This post is an updated and reworded version my original Rating the Halloween Franchise post from October 2008.
Rating the Halloween Franchise
1978, Compass International Pictures
What can be said about this movie that hasn’t been said already? Though not the first slasher movie, Halloween is the movie that spawned the entire horror sub-genre that blew up during the 1980s. The film’s score is amazing. Right up there with Star Wars, and the atmosphere throughout the film is tense, as are the film’s closing moments. It’s my favorite horror move and one of the my favorite movies period. You can’t call yourself a fan of horror movies if you’ve never seen this one.
out of 5
1981, Universal Pictures
The sequel is a classic in its own right, but a lot of horror fans and film critics don’t agree with me. The movie takes place immediately after the events of Halloween, and director Rick Rosenthal (John Carpenter passed on directing but did co-write & co-produce) hoped to create a similar atmosphere for this movie. The final product of Halloween II ended up being far more violent and gory than its predecessor. This is thanks to the fact that Universal and/or John Carpenter felt the movie needed to be able to compete with other slasher movies of the day and new kill scenes were filmed (supposedly with Carpenter as director).

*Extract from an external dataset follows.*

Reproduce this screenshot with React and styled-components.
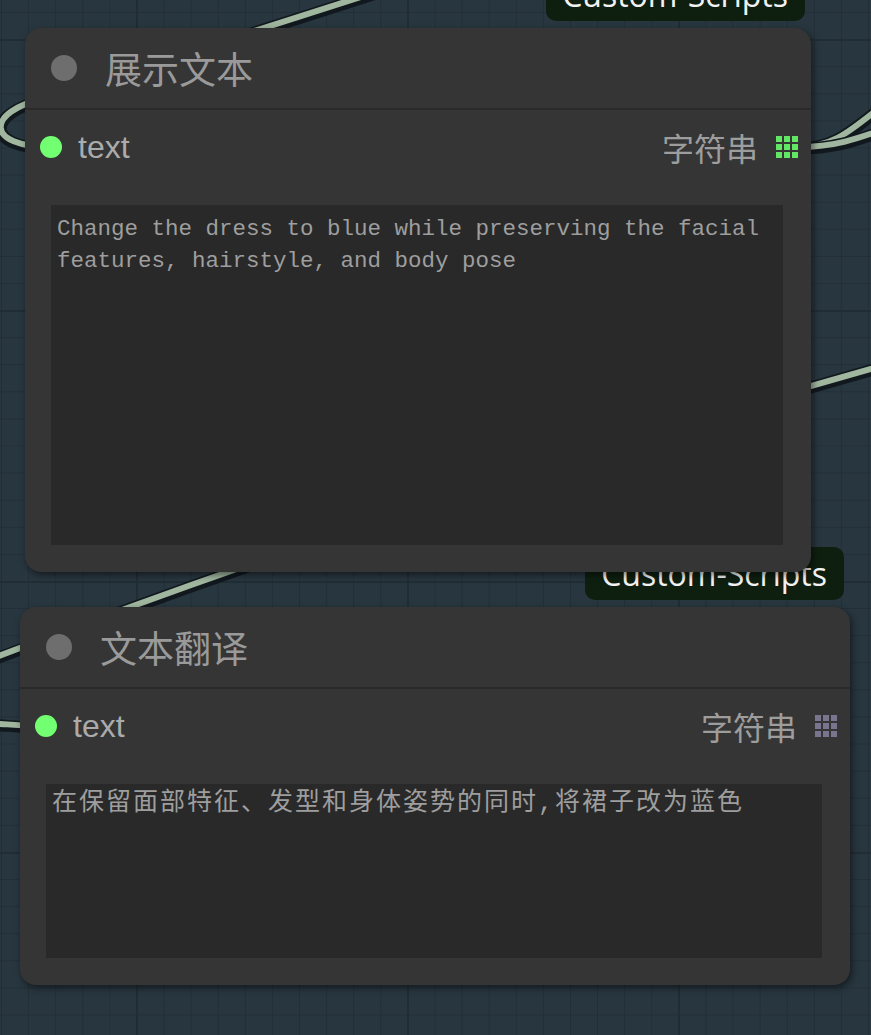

Yes, the movie is harsher and features a slightly different tone than the original movie because of that, but both movies are a fantastic 1-2 punch. Just as Halloween III: Season of the Witch has grown in stature over the years, it’s high time Halloween II starts getting the credit it deserves. It’s one of the best slasher movies of all time, but it has the misfortune of being the follow up to THE best slasher movie of all time.